Remarkably, many communities previously involved in ECP projects in other parts of the Philippines have become active participants in the relief efforts and presumably in other ways, if needed, during the next phase of the work. ECP partner communities have provided the bulk of the items in the relief packs (rice from Isabela communities; sweet potato biscuits and flakes from Besao and Leseb; energy mix from Dap-ayan; dishwashing liquid from Maligaya; and herbal soap from Amtuagan and Namillangan). The women of an urban poor community in Metro Manila sewed cloth bags from the mountains of clothing (which were deemed unsuitable for distribution) donated to the NCCP. The women said it was their own small contribution to the disaster-affected families; the cloth bags were used to put the relief packs instead of plastic bags. The engagement of these communities, including some one-off support provided by others, is truly inspiring.
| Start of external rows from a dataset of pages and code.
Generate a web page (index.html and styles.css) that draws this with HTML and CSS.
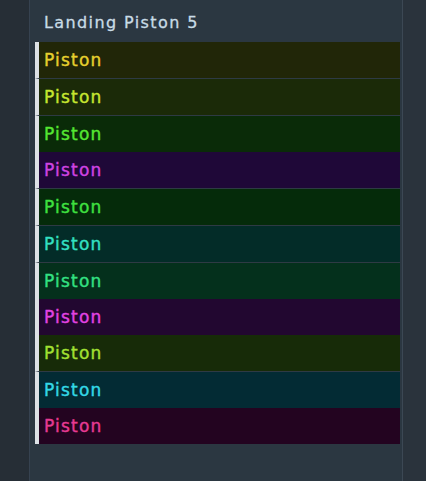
FILE: index.html
```html
<!DOCTYPE html>
<html lang="en">
<head>
    <meta charset="UTF-8">
    <meta name="viewport" content="width=device-width, initial-scale=1.0">
    <title>Landing Piston 5</title>
    <link rel="stylesheet" href="styles.css">
</head>
<body>
    <div class="side side-left"></div>
    <div class="panel">
        <h2 class="panel-title">Landing Piston 5</h2>
        <ul class="piston-list">
            <li class="piston c1">Piston</li>
            <li class="piston c2 sep">Piston</li>
            <li class="piston c3 sep">Piston</li>
            <li class="piston c4">Piston</li>
            <li class="piston c5 sep">Piston</li>
            <li class="piston c6 sep">Piston</li>
            <li class="piston c7 sep">Piston</li>
            <li class="piston c8">Piston</li>
            <li class="piston c9">Piston</li>
            <li class="piston c10 sep">Piston</li>
            <li class="piston c11">Piston</li>
        </ul>
    </div>
    <div class="side side-right"></div>
</body>
</html>
```

FILE: styles.css
```css
body {
    margin: 0;
    padding: 0;
    display: flex;
    height: 481px;
    overflow: hidden;
    background: #272f37;
    font-family: "DejaVu Sans", sans-serif;
}
.side-left {
    width: 29px;
    background: #262e36;
}
.side-right {
    flex: 1;
    background: #2a333c;
}
.panel {
    width: 365px;
    padding: 0 2px 0 5px;
    background: #2b3741;
    border-left: 1px solid #364250;
    border-right: 1px solid #3c4854;
}
.panel-title {
    margin: 0;
    height: 42px;
    box-sizing: border-box;
    padding: 13px 0 0 9px;
    font-size: 16px;
    line-height: 20px;
    font-weight: normal;
    letter-spacing: 1.4px;
    color: #c9dce6;
    -webkit-text-stroke: 0.3px #c9dce6;
}
.piston-list {
    list-style: none;
    margin: 0;
    padding: 0;
}
.piston {
    height: 36px;
    line-height: 37px;
    padding-left: 5px;
    border-left: 4px solid #dde2e6;
    font-size: 17px;
    letter-spacing: 1.2px;
    -webkit-text-stroke: 0.4px currentColor;
}
.piston.sep {
    border-top: 1px solid #2e3a44;
}
.c1 { background: #212608; color: #e6cf2e; }
.c2 { background: #1b2a08; color: #c6e630; }
.c3 { background: #0a2b08; color: #55e632; }
.c4 { background: #1f0838; color: #d043e2; }
.c5 { background: #052b0a; color: #3fe040; }
.c6 { background: #032c28; color: #33e0c2; }
.c7 { background: #04301c; color: #33e082; }
.c8 { background: #220730; color: #e243e2; }
.c9 { background: #172b08; color: #a2e032; }
.c10 { background: #032b34; color: #33d8e6; }
.c11 { background: #230420; color: #e63a92; }
```
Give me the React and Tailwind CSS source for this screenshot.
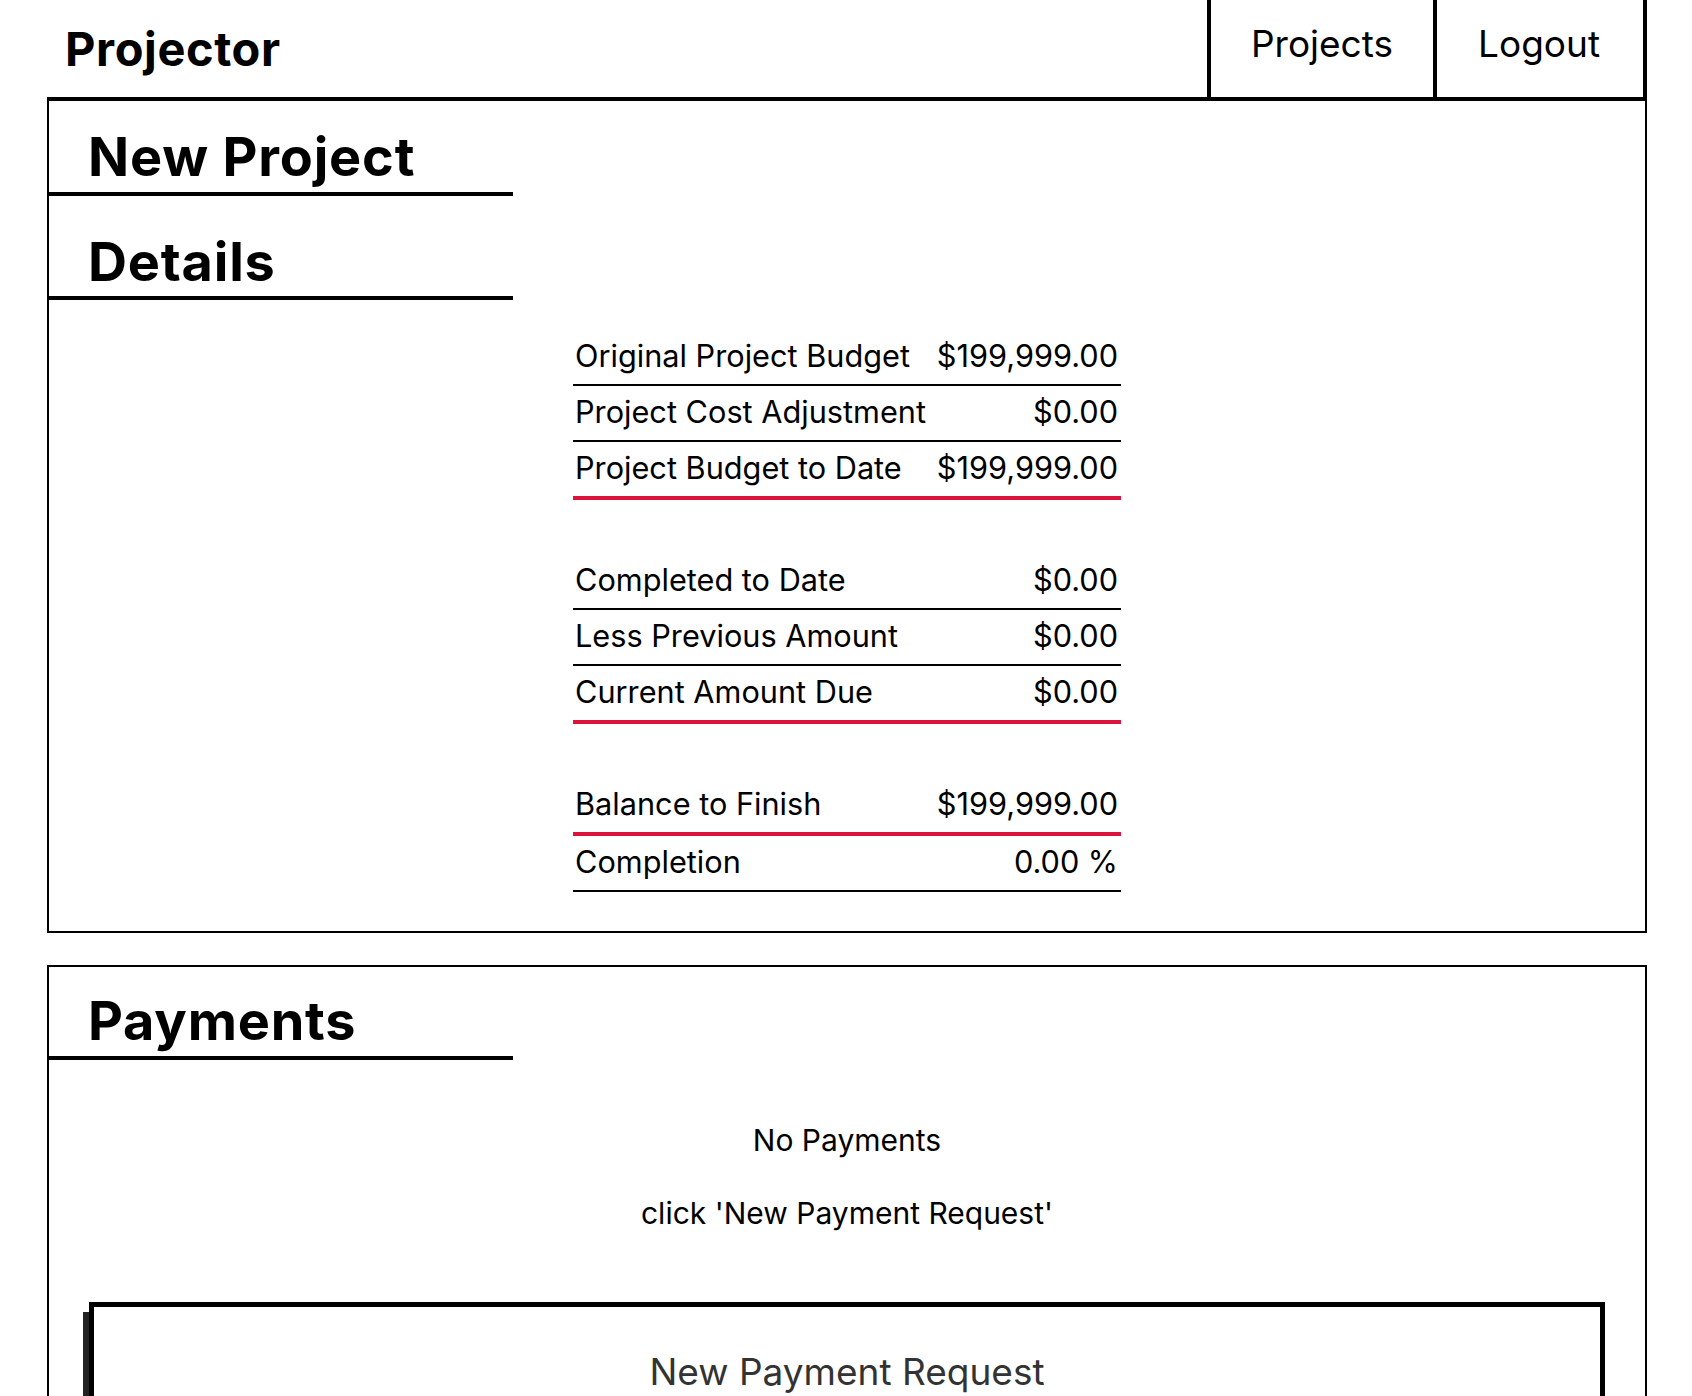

ECP is also directly engaging disaster-affected communities by buying agricultural produce which can be processed and/or sold such as pineapples to make into jams, or seashells fashioned into necklaces and other items. In January 2014, whilst continuing with its relief work, ECP already started identifying communities where it would continue work in developmental relief and livelihood rehabilitation. At least 4 communities had since been selected and community consultations held.
Floyd Lalwet, ECP’s Provincial Secretary and National Development Officer, said that ECP believes that despite the damage brought by Typhoon Haiyan, ECP’s partner communities have resources they can use to recover and get on with their lives; ECP’s role will be to engage with them in the mobilisation of these resources.